In fact, the opinion notes, courts are "barred from reviewing" any kind of such claim because of how the TPS statute is written — that is, the law itself says there "is no judicial review" available whatsoever.

In other words, the courts have no role to play when it comes to a TPS designation made by the executive branch, the high court ruled. Internally, the statute largely insulates DHS from judicial oversight.

"This text is clear, and its plain meaning is very broad," Alito writes.

There are, of course, always external challenges plaintiffs can lodge to any law or government action by way of the U.S. Constitution. The plaintiffs made those, too. Those were also unconvincing.

"The sole constitutional claim before us will likely fail," Alito goes on. "Citing statements made by President Trump and former Secretary of Homeland Security Kristi Noem, one set of respondents advances an equal protection claim that Haiti's TPS designation was terminated because of the racial makeup of that country's population."

At the district court level, in the Haitian termination case, U.S. District Judge Ana C. Reyes, a Joe Biden appointee, endorsed the perspective that Noem "preordained her termination decision and did so because of hostility to nonwhite immigrants."

In the litigation specifically targeting the Syrian termination decision, the plaintiffs added a collection of statements made by the 45th and 47th president to argue racial hostility motivated the government's decision.

The majority, however, rejected those claims out of hand.

"None of the cited statements by either the President or the Secretary was overtly racial, and in substance all expressed policy views that could rest on race-neutral justifications," Alito goes on.

The justice adds that a person can describe the "harshly unfavorable description of living conditions in some" TPS-designated countries without being racist because the criteria for TPS "guarantee that many, if not most, designated countries have such characteristics."

Aside from simply rejecting the statements as racial enough to trigger equal protection problems, the majority also says the plaintiffs ultimately defeated their own constitutional argument.

"[I]ronically, one of respondents' other arguments undermines the equal protection claim by offering a strong, race-neutral explanation for Haiti's termination: namely, that the current administration, which has terminated every TPS designation that has come up for renewal, simply opposes the TPS program, at least as it has been implemented in the past," the majority opinion continues.

Here, Alito says the "preordained" decision to end TPS for Haitians and Syrians had nothing to do with race, but with simply ending TPS as part of the administration's immigration agenda.

"[R]espondents are unlikely to prove that race was a motivating factor in the decision to terminate Haiti's TPS designation," the opinion concludes. "It follows that they are not entitled to interim relief on their equal protection claim."

In dissent, Justice Elena Kagan all but throws up her hands.

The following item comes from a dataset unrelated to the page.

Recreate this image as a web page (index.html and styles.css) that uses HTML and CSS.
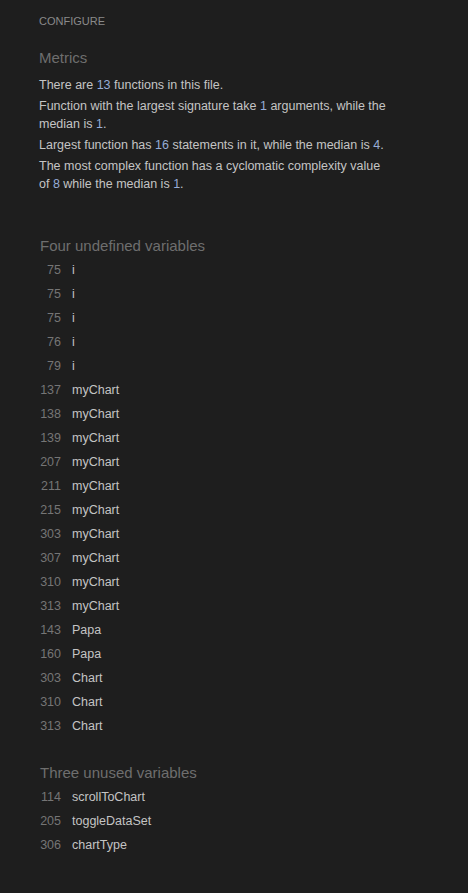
FILE: index.html
```html
<!DOCTYPE html>
<html>
<head>
<meta charset="utf-8">
<link rel="stylesheet" href="styles.css">
</head>
<body>
<div class="page">
  <div class="configure">CONFIGURE</div>
  <section class="metrics">
    <h2 class="title">Metrics</h2>
    <p>There are <span class="num">13</span> functions in this file.</p>
    <p>Function with the largest signature take <span class="num">1</span> arguments, while the median is <span class="num">1</span>.</p>
    <p>Largest function has <span class="num">16</span> statements in it, while the median is <span class="num">4</span>.</p>
    <p>The most complex function has a cyclomatic complexity value of <span class="num">8</span> while the median is <span class="num">1</span>.</p>
  </section>
  <section class="vars">
    <h2 class="title vtitle">Four undefined variables</h2>
    <div class="list">
      <div class="row"><span class="ln">75</span><span class="name">i</span></div>
      <div class="row"><span class="ln">75</span><span class="name">i</span></div>
      <div class="row"><span class="ln">75</span><span class="name">i</span></div>
      <div class="row"><span class="ln">76</span><span class="name">i</span></div>
      <div class="row"><span class="ln">79</span><span class="name">i</span></div>
      <div class="row"><span class="ln">137</span><span class="name">myChart</span></div>
      <div class="row"><span class="ln">138</span><span class="name">myChart</span></div>
      <div class="row"><span class="ln">139</span><span class="name">myChart</span></div>
      <div class="row"><span class="ln">207</span><span class="name">myChart</span></div>
      <div class="row"><span class="ln">211</span><span class="name">myChart</span></div>
      <div class="row"><span class="ln">215</span><span class="name">myChart</span></div>
      <div class="row"><span class="ln">303</span><span class="name">myChart</span></div>
      <div class="row"><span class="ln">307</span><span class="name">myChart</span></div>
      <div class="row"><span class="ln">310</span><span class="name">myChart</span></div>
      <div class="row"><span class="ln">313</span><span class="name">myChart</span></div>
      <div class="row"><span class="ln">143</span><span class="name">Papa</span></div>
      <div class="row"><span class="ln">160</span><span class="name">Papa</span></div>
      <div class="row"><span class="ln">303</span><span class="name">Chart</span></div>
      <div class="row"><span class="ln">310</span><span class="name">Chart</span></div>
      <div class="row"><span class="ln">313</span><span class="name">Chart</span></div>
    </div>
  </section>
  <section class="vars unused">
    <h2 class="title vtitle">Three unused variables</h2>
    <div class="list">
      <div class="row"><span class="ln">114</span><span class="name">scrollToChart</span></div>
      <div class="row"><span class="ln">205</span><span class="name">toggleDataSet</span></div>
      <div class="row"><span class="ln">306</span><span class="name">chartType</span></div>
    </div>
  </section>
</div>
</body>
</html>
```

FILE: styles.css
```css
html, body {
  margin: 0;
  padding: 0;
  background: #1e1e1e;
}
body {
  font-family: "Liberation Sans", Arial, sans-serif;
  color: #c4c4c4;
  height: 893px;
  overflow: hidden;
}
.page {
  padding: 14px 0 0 39px;
  width: 350px;
}
.configure {
  font-size: 11px;
  line-height: 14px;
  color: #8a8a8a;
}
.title {
  font-weight: normal;
  font-size: 15px;
  line-height: 18px;
  color: #6e6e6e;
  margin: 0;
}
.metrics .title {
  margin-top: 21px;
  margin-bottom: 9px;
}
.metrics p {
  margin: 0 0 3px 0;
  font-size: 12.5px;
  line-height: 18px;
}
.num {
  color: #96acd6;
}
.vars {
  margin-top: 44px;
}
.vtitle {
  margin-left: 1px;
  margin-bottom: 3px;
}
.list {
  display: flex;
  flex-direction: column;
}
.row {
  display: flex;
  height: 24px;
  align-items: center;
  font-size: 12.5px;
  gap: 11px;
}
.ln {
  width: 22px;
  text-align: right;
  color: #757575;
}
.name {
  color: #c4c4c4;
}
.unused {
  margin-top: 26px;
}
```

"Miot, Doe, and the other plaintiffs before us deserve better than today's decision," the dissent reads. "True enough that TPS is a temporary program, and that it did not promise the plaintiffs never-ending humanitarian protection. But the law prevents the program from ending as it likely did here–without the required consultations about country conditions and, as to Haiti, with impermissible race-based considerations tainting the decision."